A Mixed View on Iran's Border

Times Staff Writer

Like many of the Arabs from this southwestern city, Qassem Khatamian didn't realize how he felt about the war in Iraq until it started.

He considered Saddam Hussein a butcher, and thought favorably, if vaguely, of his toppling. But once he confronted the reality of war -- night after night of explosions across the river in southern Iraq and news of deaths in Basra, where he has family -- he wasn't so sure.

"I personally know many who would go to fight for Iraq; we're just waiting for the call to jihad [or holy war], and for Iran to open the border," he said. "We don't want to fight for Saddam, but for our people, our oil and our land. It has nothing to do with him."
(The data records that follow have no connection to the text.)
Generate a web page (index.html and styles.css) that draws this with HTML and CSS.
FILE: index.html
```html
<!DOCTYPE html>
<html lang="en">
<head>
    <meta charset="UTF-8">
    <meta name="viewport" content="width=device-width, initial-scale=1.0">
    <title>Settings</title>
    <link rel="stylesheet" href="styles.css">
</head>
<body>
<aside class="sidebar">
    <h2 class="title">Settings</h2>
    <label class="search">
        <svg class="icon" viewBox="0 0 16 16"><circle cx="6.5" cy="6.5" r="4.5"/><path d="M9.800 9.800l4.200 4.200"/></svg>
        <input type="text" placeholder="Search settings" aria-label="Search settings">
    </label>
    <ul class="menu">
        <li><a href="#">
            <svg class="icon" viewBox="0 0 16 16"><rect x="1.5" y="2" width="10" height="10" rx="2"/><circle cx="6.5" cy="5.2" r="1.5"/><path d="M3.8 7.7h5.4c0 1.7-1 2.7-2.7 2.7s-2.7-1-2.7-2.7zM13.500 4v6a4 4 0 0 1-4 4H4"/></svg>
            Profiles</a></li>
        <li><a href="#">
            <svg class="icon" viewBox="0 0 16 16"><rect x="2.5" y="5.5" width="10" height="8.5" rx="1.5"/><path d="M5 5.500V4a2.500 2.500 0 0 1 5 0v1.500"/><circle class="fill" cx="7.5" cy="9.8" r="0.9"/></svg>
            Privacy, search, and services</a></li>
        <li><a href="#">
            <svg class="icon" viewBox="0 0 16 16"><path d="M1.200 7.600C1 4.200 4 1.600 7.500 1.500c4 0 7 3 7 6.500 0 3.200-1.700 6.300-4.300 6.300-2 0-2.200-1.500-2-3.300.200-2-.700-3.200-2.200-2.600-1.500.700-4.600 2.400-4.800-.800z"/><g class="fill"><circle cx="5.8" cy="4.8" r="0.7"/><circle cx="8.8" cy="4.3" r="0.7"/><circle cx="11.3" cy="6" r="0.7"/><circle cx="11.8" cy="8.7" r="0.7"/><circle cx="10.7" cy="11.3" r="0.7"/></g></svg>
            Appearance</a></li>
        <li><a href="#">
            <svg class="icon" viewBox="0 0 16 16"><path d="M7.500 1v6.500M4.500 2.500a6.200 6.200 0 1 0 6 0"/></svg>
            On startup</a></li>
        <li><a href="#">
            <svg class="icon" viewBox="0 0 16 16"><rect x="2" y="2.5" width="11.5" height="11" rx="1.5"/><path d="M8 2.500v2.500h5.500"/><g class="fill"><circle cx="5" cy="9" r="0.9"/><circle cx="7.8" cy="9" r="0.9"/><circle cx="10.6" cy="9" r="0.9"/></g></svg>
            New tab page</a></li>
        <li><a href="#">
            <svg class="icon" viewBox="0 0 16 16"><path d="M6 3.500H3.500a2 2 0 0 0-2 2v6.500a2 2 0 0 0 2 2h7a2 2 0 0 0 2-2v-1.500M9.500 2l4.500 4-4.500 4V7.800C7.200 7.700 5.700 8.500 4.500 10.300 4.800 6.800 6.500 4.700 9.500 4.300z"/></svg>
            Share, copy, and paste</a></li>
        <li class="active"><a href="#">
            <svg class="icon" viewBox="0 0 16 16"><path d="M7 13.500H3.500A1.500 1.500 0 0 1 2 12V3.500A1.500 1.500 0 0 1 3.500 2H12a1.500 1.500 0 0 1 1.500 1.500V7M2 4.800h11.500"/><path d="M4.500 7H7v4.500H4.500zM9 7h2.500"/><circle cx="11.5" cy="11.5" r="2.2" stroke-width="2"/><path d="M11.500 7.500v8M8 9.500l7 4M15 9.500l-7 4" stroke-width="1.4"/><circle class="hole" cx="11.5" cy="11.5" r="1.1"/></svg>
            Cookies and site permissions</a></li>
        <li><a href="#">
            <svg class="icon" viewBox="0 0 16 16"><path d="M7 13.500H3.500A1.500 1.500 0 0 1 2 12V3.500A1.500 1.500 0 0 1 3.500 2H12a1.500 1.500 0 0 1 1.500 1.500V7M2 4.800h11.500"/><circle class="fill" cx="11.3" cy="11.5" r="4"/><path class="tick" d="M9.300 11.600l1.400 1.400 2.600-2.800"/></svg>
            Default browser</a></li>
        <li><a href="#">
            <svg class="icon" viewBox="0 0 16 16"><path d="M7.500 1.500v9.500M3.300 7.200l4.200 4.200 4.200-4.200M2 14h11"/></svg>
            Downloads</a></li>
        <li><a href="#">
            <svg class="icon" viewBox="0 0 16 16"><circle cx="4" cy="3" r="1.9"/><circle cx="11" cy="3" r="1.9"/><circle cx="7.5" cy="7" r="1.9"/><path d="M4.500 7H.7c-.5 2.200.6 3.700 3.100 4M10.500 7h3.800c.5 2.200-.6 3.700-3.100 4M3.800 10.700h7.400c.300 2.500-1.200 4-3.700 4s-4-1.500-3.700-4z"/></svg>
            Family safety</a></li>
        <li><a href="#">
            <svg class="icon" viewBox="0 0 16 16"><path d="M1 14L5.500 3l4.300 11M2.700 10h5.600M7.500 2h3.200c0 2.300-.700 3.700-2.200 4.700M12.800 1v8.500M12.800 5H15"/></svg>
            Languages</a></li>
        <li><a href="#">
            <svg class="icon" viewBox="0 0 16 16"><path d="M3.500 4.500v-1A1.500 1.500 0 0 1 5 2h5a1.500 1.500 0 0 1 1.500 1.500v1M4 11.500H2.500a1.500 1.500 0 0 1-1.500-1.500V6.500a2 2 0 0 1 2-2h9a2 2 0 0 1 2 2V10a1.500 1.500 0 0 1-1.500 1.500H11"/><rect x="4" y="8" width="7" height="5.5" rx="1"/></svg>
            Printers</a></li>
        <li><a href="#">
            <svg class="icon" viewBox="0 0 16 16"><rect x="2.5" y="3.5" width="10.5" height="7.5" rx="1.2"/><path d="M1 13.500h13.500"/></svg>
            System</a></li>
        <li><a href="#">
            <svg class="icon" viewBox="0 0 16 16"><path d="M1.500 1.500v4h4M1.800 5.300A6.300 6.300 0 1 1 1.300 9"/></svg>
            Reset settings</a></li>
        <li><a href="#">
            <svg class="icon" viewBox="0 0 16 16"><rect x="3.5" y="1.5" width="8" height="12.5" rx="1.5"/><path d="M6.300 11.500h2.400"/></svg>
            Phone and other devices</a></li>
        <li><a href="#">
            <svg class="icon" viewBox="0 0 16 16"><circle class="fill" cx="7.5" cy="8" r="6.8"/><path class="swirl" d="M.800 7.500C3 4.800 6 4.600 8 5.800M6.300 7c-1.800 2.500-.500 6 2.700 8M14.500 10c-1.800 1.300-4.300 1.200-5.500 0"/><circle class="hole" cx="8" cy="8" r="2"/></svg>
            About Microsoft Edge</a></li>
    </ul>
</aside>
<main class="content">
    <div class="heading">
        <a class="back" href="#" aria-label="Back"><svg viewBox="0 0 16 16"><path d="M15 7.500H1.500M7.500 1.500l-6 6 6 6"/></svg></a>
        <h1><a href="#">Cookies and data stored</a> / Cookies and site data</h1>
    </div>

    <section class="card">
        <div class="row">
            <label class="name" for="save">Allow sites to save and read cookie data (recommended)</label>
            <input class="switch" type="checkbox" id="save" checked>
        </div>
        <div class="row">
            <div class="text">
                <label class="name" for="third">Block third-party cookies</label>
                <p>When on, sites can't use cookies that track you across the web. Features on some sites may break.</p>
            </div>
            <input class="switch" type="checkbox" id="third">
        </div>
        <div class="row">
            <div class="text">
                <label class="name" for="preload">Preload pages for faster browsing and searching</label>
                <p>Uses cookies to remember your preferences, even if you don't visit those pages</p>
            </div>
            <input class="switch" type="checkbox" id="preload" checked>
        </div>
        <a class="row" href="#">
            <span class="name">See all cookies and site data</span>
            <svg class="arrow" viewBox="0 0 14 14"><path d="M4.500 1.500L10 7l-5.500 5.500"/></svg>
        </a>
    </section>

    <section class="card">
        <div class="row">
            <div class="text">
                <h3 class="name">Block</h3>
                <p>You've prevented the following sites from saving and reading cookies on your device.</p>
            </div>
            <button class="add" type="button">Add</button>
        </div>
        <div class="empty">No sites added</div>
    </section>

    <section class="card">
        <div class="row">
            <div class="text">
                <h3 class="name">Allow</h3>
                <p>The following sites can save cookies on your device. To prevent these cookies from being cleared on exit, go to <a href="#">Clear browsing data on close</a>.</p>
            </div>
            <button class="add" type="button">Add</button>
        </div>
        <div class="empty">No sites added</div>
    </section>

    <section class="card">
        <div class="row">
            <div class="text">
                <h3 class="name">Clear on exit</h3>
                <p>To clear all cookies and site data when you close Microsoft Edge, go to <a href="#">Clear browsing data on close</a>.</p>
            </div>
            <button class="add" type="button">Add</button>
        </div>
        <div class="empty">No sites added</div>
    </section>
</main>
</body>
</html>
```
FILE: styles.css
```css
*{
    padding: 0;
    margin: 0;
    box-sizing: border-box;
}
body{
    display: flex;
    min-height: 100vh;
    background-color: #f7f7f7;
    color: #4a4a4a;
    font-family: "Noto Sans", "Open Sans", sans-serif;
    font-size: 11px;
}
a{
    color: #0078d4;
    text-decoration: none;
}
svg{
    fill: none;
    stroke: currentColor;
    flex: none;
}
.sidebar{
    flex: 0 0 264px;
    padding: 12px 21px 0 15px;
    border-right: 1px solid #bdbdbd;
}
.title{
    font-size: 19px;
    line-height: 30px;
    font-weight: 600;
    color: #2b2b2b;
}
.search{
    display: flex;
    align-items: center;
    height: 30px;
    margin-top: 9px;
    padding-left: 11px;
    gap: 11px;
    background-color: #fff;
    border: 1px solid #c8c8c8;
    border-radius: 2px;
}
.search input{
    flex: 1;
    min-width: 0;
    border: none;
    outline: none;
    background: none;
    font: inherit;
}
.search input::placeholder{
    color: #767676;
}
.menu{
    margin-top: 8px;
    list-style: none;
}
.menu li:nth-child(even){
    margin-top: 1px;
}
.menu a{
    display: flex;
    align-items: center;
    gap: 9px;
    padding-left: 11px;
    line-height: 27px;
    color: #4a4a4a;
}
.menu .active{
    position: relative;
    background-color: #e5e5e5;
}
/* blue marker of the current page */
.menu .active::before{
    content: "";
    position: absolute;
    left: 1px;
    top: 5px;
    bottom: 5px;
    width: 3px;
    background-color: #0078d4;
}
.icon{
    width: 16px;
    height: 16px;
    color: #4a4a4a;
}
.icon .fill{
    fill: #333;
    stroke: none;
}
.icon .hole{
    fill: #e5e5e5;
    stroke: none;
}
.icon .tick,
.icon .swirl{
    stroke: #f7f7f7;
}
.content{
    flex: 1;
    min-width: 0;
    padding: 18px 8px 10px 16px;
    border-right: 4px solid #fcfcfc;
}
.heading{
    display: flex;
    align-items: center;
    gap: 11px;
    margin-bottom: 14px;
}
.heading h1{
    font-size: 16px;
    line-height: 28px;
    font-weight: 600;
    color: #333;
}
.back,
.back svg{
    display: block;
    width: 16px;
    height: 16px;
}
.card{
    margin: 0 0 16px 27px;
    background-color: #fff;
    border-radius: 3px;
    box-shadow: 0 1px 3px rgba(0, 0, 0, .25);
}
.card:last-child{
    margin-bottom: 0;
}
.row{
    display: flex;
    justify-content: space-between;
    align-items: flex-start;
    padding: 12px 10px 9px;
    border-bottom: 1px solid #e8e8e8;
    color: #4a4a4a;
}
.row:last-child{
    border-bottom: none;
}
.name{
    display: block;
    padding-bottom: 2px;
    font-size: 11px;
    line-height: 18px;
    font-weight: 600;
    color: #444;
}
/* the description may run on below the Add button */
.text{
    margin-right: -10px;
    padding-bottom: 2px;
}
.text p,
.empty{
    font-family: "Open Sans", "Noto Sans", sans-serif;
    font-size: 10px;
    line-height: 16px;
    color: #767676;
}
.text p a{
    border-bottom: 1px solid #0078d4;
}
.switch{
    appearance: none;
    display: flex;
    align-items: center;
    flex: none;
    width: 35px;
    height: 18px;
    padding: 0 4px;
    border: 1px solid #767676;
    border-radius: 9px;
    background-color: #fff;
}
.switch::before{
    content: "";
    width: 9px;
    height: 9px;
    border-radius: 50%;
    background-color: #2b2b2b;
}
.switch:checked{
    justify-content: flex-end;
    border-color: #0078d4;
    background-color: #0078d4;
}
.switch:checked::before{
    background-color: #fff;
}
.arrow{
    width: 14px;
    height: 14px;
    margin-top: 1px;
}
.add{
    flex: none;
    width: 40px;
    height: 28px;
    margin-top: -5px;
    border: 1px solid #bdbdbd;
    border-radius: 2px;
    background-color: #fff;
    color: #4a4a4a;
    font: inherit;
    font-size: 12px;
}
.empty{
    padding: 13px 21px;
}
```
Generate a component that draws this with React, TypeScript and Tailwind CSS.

From his small shop on the banks of the murky Arvand River, what Iranians call the Shatt al Arab, which separates Iran from southern Iraq, Khatamian, 22, sells imported Coca-Cola and sundries such as hand lotion and toy tanks. In the evenings, he has a front-row seat to the war. Basra is only 30 miles away, and explosions, circling U.S. or British aircraft, and antiaircraft fire light up the sky.

On Friday, a stray missile tore into an abandoned oil warehouse three miles away, leaving a charred ruin of corrugated metal and three injured civilians. Iranian authorities are still trying to determine whether the missile belonged to Iraqi or U.S.-led forces, and are working to calm residents.

Many of the residents of Abadan and nearby Khorramshahr didn't wait for the war to start before they fled the area. Even if there is no fighting on this side of the border, most are still recovering emotionally from Iran's own war with Hussein, which ended 15 years ago. The sounds of war so close at hand invoke painful memories.

These border cities witnessed the fiercest fighting of the eight-year Iran-Iraq war. It was here that Iraqi forces launched their invasion in 1980 with a massive air and ground assault. Bullet-riddled buildings, trenches, decaying Iraqi tanks and scorched, topless palm trees still bear testament to the devastation. Hotel workers recall when guest rooms were turned into makeshift hospital rooms to treat soldiers suffering injuries from Iraq's chemical weapons.

If and when the war moves north past Basra, residents hope business will return to normal.

Abbas Sabaii returned to Abadan eight years ago from Glendale to open an ice cream parlor. On Tuesday, only one forlorn family sat picking at saffron and pistachio ice cream.

The start of the war also grounded fishing boats that normally ply the waters off Iraq's Al Faw peninsula. Issa Nasseri took the engine of his little wooden boat home, but stood in the muddy river, his lime green robe tied about his waist, untangling nets.

"I fought in the war with Iraq, but I was never so afraid at the front as I was the night the bombing started," he said.

Perspectives on the war in Abadan often reflect the ethnic split among residents, many of whom are Arab nomads or Arabic-speaking Iranians. Many still have family in Iraq, are more comfortable speaking Arabic than Persian, and identify with Iraq culturally in a way that makes them ambivalent about the war.

On Monday, about 700 people demonstrated against the war in the slums of the provincial capital of Ahvaz, chanting, "With our blood, our spirits, we sacrifice ourselves for you, Saddam." The crowd gathered outside a religious school, where a local imam preached that it was their duty to support the Iraqis, local news agencies said.

A few nervous shopkeepers in the garbage-lined streets insisted that the crowd had shouted its support of Islam, rather than of Hussein. In Arabic, the chant rhymes either way. Arab residents fear local officials will punish them for appearing to support Iran's historic enemy.

The unease of the local Arab community about the war grows as rumors filter across the border about the chaos in Basra, and atrocities committed by the Iraqi regime in the days leading up to war.

There is both dismay and pride at the fierce resistance reported in Basra.

"Everyone is terrified," said a visiting Iraqi who identified himself as Kazem. "They remember what happened in the last war to soldiers who deserted, and people who rose against the regime."

For some, the war is a distraction from a sleepy provincial life.

Down the river, local residents were spending the afternoon on the small wharf across from Iraqi territory.

Families ate falafel and popcorn, browsed through shops and peered into Iraq for signs of action. A man videotaped an Iraqi military speedboat whizzing past. Children ran around waving balloons.

"At night, the women scream when they hear the bombs," said Hakim Alvand, an 18-year-old fisherman, guarding his catch of small fish. "But I'm not scared. War is nothing new."